## Working data
------------------------------------------------
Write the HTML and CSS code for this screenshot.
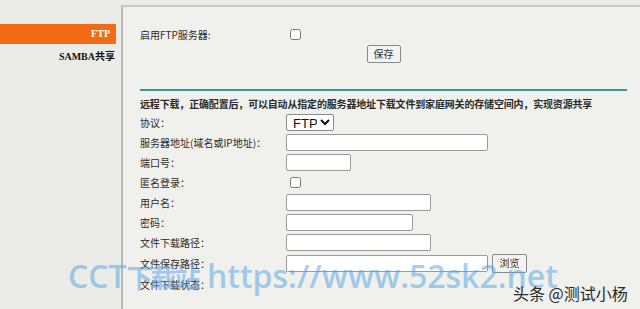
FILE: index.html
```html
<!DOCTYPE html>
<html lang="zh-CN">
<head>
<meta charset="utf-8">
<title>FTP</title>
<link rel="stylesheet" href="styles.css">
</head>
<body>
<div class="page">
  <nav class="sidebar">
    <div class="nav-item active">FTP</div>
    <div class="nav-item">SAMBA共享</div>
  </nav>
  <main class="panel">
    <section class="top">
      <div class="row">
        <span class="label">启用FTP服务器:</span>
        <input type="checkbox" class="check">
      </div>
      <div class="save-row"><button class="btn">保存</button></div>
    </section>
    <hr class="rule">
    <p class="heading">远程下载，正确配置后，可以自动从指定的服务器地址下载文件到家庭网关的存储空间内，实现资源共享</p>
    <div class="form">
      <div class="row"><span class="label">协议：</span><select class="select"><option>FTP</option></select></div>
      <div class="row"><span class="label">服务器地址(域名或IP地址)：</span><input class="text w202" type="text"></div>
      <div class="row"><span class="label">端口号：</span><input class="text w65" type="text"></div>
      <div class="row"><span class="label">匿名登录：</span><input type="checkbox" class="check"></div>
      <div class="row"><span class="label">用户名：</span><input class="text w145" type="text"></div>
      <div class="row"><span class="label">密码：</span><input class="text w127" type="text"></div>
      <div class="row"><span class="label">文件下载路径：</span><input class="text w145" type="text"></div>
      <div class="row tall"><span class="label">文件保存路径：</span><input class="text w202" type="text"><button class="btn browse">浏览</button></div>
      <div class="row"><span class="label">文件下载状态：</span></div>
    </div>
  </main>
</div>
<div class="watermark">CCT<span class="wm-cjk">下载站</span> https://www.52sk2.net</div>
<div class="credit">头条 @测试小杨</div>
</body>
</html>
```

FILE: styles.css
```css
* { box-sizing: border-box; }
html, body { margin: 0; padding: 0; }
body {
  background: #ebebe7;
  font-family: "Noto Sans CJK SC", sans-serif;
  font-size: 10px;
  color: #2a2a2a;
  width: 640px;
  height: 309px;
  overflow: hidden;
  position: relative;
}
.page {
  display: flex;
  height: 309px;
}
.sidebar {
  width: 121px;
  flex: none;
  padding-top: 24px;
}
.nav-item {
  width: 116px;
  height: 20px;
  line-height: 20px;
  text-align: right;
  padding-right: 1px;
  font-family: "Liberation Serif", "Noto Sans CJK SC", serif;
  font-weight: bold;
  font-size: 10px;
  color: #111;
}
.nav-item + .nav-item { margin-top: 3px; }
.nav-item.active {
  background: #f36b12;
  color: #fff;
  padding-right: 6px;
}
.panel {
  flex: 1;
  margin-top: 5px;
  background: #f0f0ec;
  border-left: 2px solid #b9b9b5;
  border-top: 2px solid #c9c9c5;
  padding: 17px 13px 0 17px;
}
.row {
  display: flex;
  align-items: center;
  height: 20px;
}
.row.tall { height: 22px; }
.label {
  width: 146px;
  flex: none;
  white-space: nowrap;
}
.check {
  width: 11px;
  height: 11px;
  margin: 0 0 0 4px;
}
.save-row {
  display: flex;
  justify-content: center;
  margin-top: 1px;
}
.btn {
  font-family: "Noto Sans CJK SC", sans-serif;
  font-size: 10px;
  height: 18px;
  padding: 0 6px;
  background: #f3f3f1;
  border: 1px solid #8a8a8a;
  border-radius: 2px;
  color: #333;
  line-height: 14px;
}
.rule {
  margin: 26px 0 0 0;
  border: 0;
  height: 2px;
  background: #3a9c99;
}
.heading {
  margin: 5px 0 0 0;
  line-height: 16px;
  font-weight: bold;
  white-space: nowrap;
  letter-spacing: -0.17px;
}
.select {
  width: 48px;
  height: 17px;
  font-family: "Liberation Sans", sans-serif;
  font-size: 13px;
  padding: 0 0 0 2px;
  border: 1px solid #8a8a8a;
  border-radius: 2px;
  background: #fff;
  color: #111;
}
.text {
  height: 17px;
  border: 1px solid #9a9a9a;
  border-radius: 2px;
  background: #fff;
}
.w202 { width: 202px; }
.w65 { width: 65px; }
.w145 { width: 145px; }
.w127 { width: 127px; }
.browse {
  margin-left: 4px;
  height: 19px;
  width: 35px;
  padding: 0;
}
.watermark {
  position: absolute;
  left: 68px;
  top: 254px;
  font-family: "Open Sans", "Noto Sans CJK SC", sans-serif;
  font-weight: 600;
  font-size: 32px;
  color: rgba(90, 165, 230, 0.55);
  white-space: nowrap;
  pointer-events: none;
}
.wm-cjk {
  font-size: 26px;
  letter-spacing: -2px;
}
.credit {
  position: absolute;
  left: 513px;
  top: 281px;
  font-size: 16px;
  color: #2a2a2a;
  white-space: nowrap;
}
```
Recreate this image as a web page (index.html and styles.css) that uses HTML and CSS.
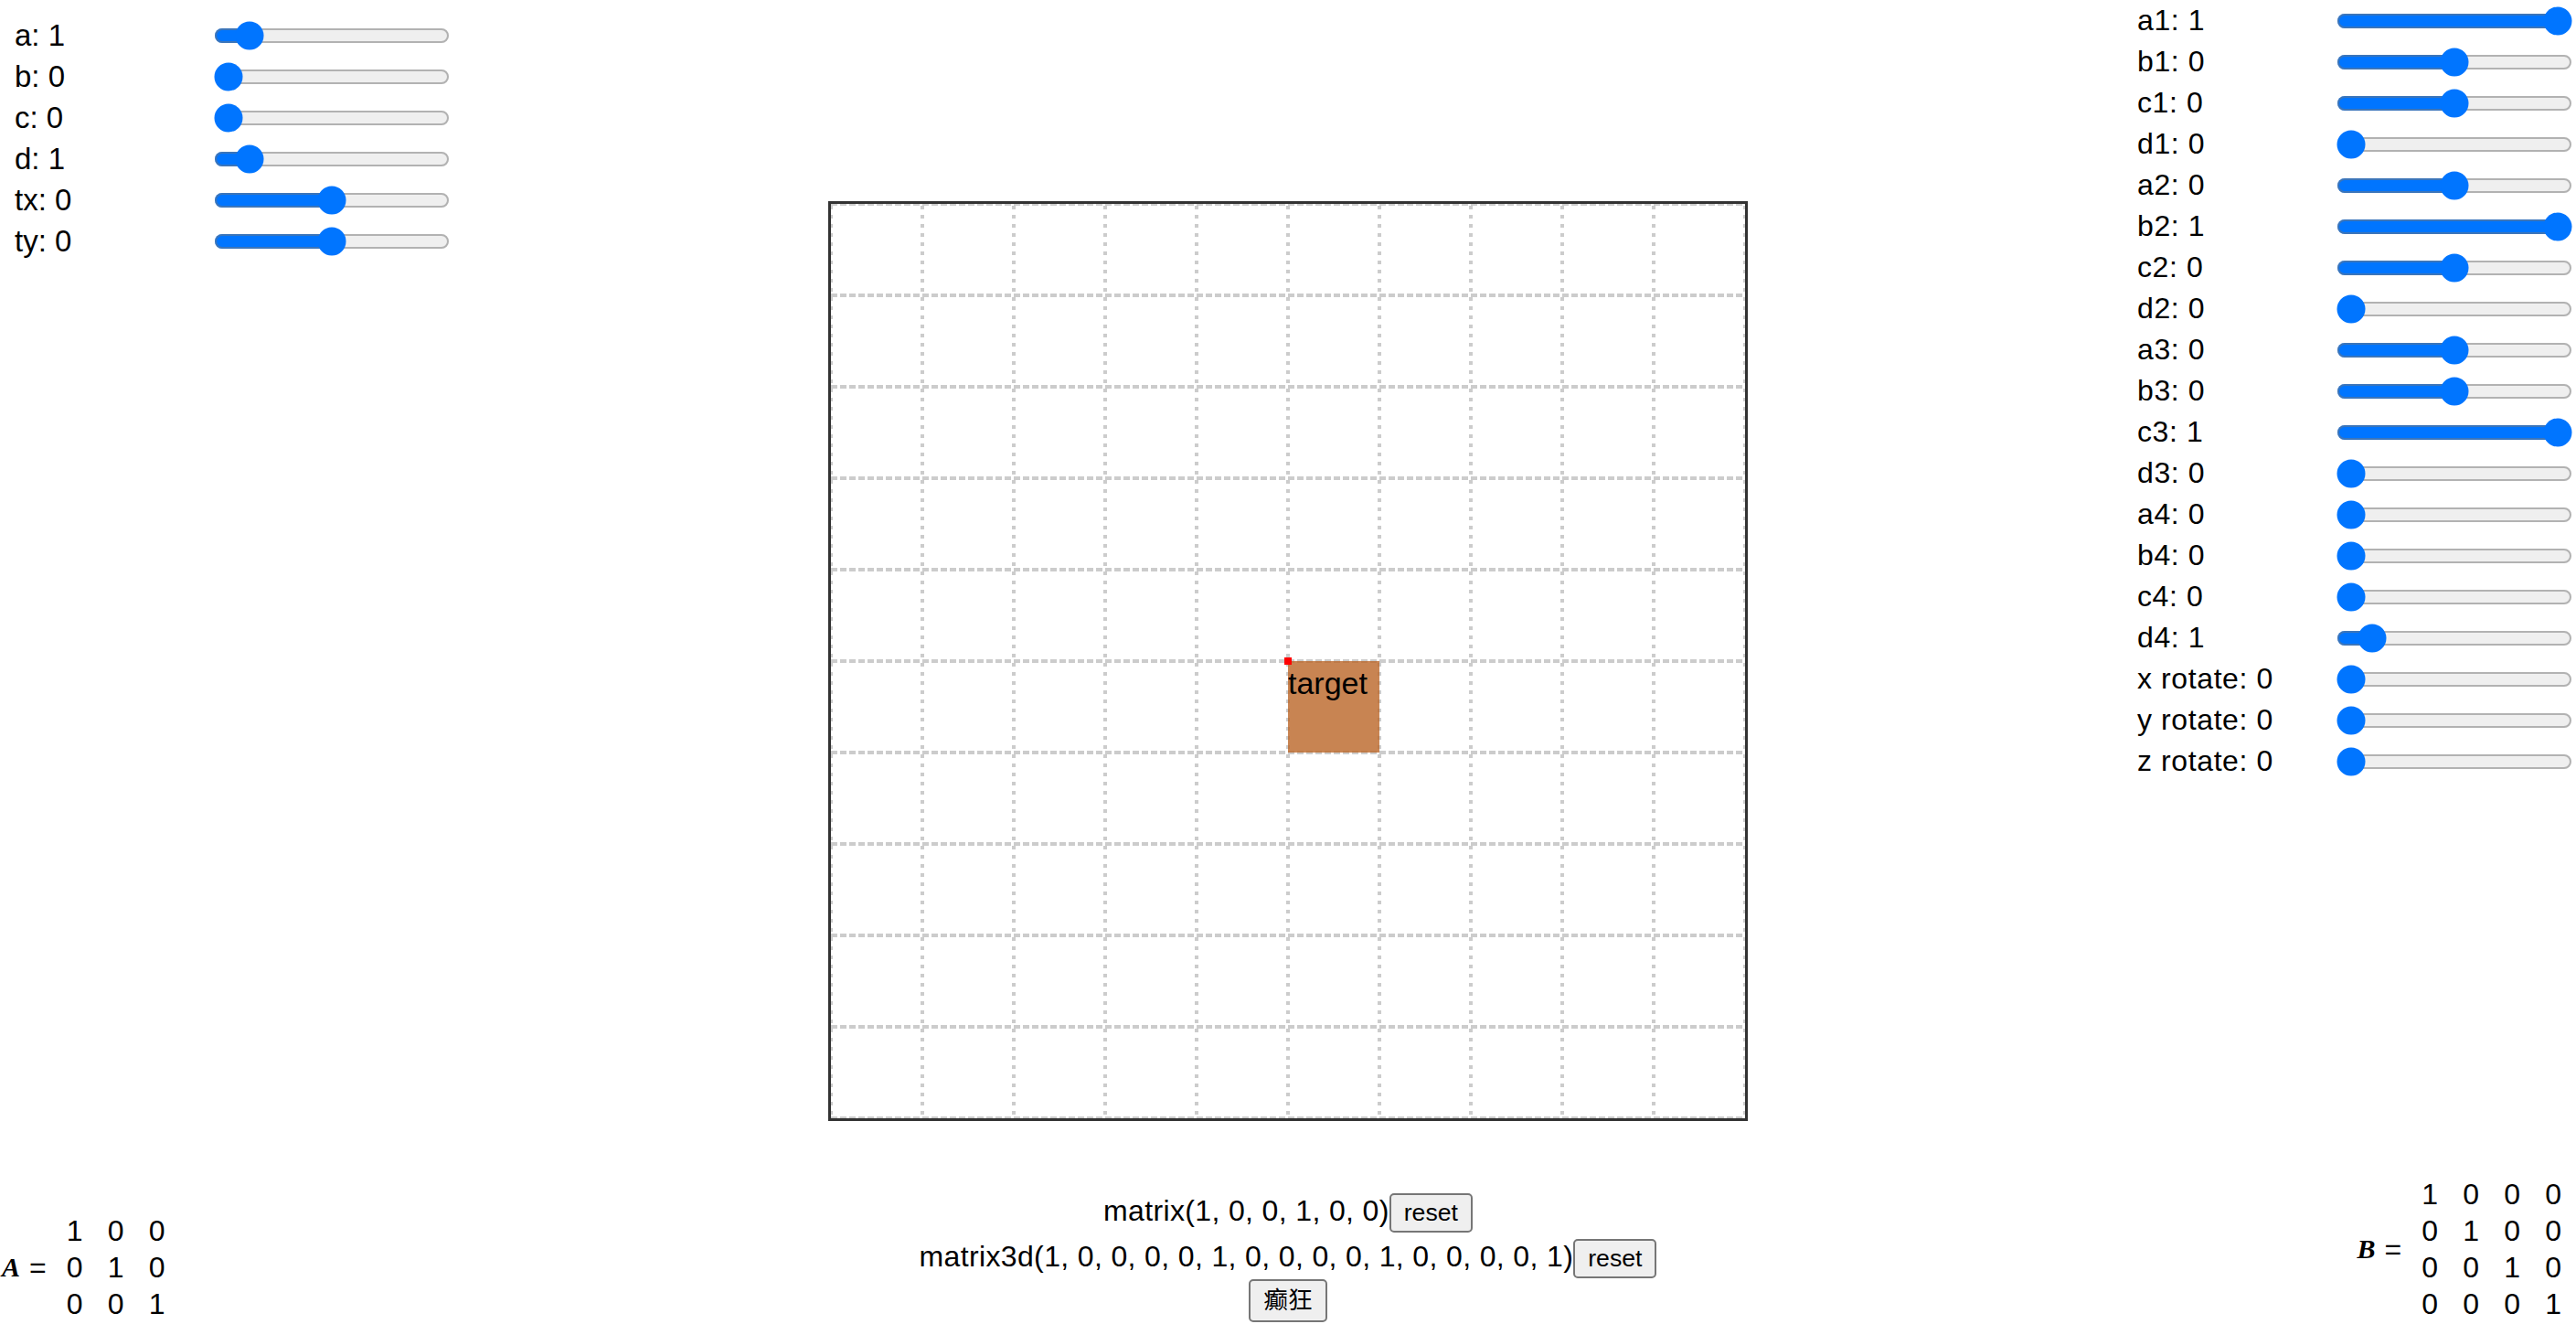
------------------------------------------------
## What is being asked
Without the pictures, write out every entry precisely as it appears.

## Result of the exercise
Write the HTML and CSS code for this screenshot.
FILE: index.html
```html
<!DOCTYPE html>
<html lang="zh-CN">
<head>
<meta charset="utf-8">
<title>FTP</title>
<link rel="stylesheet" href="styles.css">
</head>
<body>
<div class="page">
  <nav class="sidebar">
    <div class="nav-item active">FTP</div>
    <div class="nav-item">SAMBA共享</div>
  </nav>
  <main class="panel">
    <section class="top">
      <div class="row">
        <span class="label">启用FTP服务器:</span>
        <input type="checkbox" class="check">
      </div>
      <div class="save-row"><button class="btn">保存</button></div>
    </section>
    <hr class="rule">
    <p class="heading">远程下载，正确配置后，可以自动从指定的服务器地址下载文件到家庭网关的存储空间内，实现资源共享</p>
    <div class="form">
      <div class="row"><span class="label">协议：</span><select class="select"><option>FTP</option></select></div>
      <div class="row"><span class="label">服务器地址(域名或IP地址)：</span><input class="text w202" type="text"></div>
      <div class="row"><span class="label">端口号：</span><input class="text w65" type="text"></div>
      <div class="row"><span class="label">匿名登录：</span><input type="checkbox" class="check"></div>
      <div class="row"><span class="label">用户名：</span><input class="text w145" type="text"></div>
      <div class="row"><span class="label">密码：</span><input class="text w127" type="text"></div>
      <div class="row"><span class="label">文件下载路径：</span><input class="text w145" type="text"></div>
      <div class="row tall"><span class="label">文件保存路径：</span><input class="text w202" type="text"><button class="btn browse">浏览</button></div>
      <div class="row"><span class="label">文件下载状态：</span></div>
    </div>
  </main>
</div>
<div class="watermark">CCT<span class="wm-cjk">下载站</span> https://www.52sk2.net</div>
<div class="credit">头条 @测试小杨</div>
</body>
</html>
```

FILE: styles.css
```css
* { box-sizing: border-box; }
html, body { margin: 0; padding: 0; }
body {
  background: #ebebe7;
  font-family: "Noto Sans CJK SC", sans-serif;
  font-size: 10px;
  color: #2a2a2a;
  width: 640px;
  height: 309px;
  overflow: hidden;
  position: relative;
}
.page {
  display: flex;
  height: 309px;
}
.sidebar {
  width: 121px;
  flex: none;
  padding-top: 24px;
}
.nav-item {
  width: 116px;
  height: 20px;
  line-height: 20px;
  text-align: right;
  padding-right: 1px;
  font-family: "Liberation Serif", "Noto Sans CJK SC", serif;
  font-weight: bold;
  font-size: 10px;
  color: #111;
}
.nav-item + .nav-item { margin-top: 3px; }
.nav-item.active {
  background: #f36b12;
  color: #fff;
  padding-right: 6px;
}
.panel {
  flex: 1;
  margin-top: 5px;
  background: #f0f0ec;
  border-left: 2px solid #b9b9b5;
  border-top: 2px solid #c9c9c5;
  padding: 17px 13px 0 17px;
}
.row {
  display: flex;
  align-items: center;
  height: 20px;
}
.row.tall { height: 22px; }
.label {
  width: 146px;
  flex: none;
  white-space: nowrap;
}
.check {
  width: 11px;
  height: 11px;
  margin: 0 0 0 4px;
}
.save-row {
  display: flex;
  justify-content: center;
  margin-top: 1px;
}
.btn {
  font-family: "Noto Sans CJK SC", sans-serif;
  font-size: 10px;
  height: 18px;
  padding: 0 6px;
  background: #f3f3f1;
  border: 1px solid #8a8a8a;
  border-radius: 2px;
  color: #333;
  line-height: 14px;
}
.rule {
  margin: 26px 0 0 0;
  border: 0;
  height: 2px;
  background: #3a9c99;
}
.heading {
  margin: 5px 0 0 0;
  line-height: 16px;
  font-weight: bold;
  white-space: nowrap;
  letter-spacing: -0.17px;
}
.select {
  width: 48px;
  height: 17px;
  font-family: "Liberation Sans", sans-serif;
  font-size: 13px;
  padding: 0 0 0 2px;
  border: 1px solid #8a8a8a;
  border-radius: 2px;
  background: #fff;
  color: #111;
}
.text {
  height: 17px;
  border: 1px solid #9a9a9a;
  border-radius: 2px;
  background: #fff;
}
.w202 { width: 202px; }
.w65 { width: 65px; }
.w145 { width: 145px; }
.w127 { width: 127px; }
.browse {
  margin-left: 4px;
  height: 19px;
  width: 35px;
  padding: 0;
}
.watermark {
  position: absolute;
  left: 68px;
  top: 254px;
  font-family: "Open Sans", "Noto Sans CJK SC", sans-serif;
  font-weight: 600;
  font-size: 32px;
  color: rgba(90, 165, 230, 0.55);
  white-space: nowrap;
  pointer-events: none;
}
.wm-cjk {
  font-size: 26px;
  letter-spacing: -2px;
}
.credit {
  position: absolute;
  left: 513px;
  top: 281px;
  font-size: 16px;
  color: #2a2a2a;
  white-space: nowrap;
}
```
Recreate this image as a web page (index.html and styles.css) that uses HTML and CSS.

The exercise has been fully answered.